## start
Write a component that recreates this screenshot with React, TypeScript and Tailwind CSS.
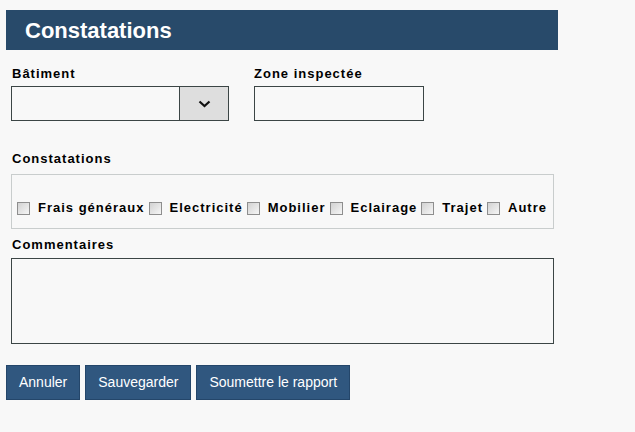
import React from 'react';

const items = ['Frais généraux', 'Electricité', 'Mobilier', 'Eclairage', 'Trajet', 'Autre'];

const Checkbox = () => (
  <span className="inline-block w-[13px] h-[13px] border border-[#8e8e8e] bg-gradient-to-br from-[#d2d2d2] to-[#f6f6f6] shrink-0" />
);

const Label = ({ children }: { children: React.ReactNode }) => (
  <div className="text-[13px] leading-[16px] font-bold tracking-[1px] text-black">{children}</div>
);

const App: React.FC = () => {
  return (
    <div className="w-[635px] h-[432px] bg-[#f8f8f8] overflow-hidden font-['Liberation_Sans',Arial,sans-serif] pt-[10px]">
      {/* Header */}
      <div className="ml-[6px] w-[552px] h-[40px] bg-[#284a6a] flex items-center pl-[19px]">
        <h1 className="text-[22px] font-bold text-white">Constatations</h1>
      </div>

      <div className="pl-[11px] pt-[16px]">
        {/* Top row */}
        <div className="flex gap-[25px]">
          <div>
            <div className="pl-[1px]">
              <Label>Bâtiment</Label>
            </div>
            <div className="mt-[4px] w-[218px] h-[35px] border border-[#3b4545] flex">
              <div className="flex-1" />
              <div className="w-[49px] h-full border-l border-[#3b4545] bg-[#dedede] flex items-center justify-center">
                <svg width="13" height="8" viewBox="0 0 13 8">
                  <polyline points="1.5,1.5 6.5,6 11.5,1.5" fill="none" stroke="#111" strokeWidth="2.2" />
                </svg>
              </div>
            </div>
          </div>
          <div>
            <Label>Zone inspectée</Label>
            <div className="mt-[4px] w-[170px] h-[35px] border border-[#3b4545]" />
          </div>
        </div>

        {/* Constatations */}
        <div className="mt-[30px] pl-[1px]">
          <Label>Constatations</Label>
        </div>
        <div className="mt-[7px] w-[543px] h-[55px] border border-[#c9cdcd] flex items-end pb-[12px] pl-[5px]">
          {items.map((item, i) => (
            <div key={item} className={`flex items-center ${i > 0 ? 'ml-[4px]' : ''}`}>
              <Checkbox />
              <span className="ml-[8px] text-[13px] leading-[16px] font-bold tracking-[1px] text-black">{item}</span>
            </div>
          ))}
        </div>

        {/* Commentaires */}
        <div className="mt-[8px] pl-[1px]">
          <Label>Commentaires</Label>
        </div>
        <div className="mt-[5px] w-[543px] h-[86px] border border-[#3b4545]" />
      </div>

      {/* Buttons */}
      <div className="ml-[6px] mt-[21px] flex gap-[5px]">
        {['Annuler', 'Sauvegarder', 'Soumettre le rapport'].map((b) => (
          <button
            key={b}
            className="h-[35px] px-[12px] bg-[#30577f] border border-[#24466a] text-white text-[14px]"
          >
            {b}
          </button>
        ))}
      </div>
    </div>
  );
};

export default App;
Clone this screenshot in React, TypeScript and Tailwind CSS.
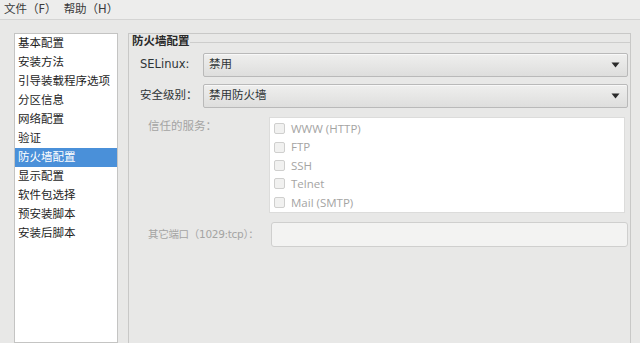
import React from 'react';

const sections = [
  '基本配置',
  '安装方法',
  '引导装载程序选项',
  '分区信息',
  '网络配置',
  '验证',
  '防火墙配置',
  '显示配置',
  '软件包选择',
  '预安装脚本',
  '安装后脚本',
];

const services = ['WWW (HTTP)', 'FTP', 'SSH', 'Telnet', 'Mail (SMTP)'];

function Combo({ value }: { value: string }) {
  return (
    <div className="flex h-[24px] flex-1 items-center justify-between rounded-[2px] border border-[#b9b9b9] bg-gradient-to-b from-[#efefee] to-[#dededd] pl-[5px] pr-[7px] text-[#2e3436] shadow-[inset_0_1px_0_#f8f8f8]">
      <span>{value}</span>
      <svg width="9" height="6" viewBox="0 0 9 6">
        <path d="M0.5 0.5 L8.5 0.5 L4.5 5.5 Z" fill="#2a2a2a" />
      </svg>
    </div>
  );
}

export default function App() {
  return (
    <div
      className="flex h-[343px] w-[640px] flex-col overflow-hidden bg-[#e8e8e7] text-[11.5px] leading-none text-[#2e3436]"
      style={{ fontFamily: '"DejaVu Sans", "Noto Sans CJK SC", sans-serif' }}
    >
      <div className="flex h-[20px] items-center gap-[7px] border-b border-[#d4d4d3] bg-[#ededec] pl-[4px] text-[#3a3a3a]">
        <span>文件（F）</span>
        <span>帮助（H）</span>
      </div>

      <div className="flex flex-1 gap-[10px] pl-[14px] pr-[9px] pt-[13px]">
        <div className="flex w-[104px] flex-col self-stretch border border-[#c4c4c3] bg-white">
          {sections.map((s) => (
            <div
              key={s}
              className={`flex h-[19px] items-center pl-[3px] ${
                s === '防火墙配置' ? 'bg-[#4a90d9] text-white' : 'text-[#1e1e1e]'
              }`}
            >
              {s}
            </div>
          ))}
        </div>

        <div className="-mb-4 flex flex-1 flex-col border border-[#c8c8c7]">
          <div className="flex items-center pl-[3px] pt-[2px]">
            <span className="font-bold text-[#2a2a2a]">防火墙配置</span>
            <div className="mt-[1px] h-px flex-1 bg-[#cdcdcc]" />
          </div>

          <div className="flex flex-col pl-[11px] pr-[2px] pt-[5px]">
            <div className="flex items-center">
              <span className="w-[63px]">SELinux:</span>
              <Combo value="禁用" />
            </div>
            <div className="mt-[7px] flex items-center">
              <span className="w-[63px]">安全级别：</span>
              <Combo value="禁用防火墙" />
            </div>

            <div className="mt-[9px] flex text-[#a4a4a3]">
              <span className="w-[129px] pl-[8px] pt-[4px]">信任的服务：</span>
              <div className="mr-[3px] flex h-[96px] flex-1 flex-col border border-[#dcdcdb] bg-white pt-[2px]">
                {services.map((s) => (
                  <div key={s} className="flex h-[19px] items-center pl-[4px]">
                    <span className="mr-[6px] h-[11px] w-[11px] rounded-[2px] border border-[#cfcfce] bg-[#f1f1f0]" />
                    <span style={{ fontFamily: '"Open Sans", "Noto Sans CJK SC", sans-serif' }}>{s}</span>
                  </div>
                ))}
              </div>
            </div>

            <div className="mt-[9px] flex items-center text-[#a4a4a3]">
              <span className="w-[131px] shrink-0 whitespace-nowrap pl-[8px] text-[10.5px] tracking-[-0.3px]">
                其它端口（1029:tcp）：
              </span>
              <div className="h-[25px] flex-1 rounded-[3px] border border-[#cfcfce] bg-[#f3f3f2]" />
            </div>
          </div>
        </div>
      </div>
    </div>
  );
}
## end
▶ [What is asked]: Copy the lines above exactly, starting at the one with "Clone this screenshot" and ending at the one with "const services = ['WWW", both included. Leave out any pictures and add nothing else.

▶ [Output for this exercise]:
Clone this screenshot in React, TypeScript and Tailwind CSS.
import React from 'react';

const sections = [
  '基本配置',
  '安装方法',
  '引导装载程序选项',
  '分区信息',
  '网络配置',
  '验证',
  '防火墙配置',
  '显示配置',
  '软件包选择',
  '预安装脚本',
  '安装后脚本',
];

const services = ['WWW (HTTP)', 'FTP', 'SSH', 'Telnet', 'Mail (SMTP)'];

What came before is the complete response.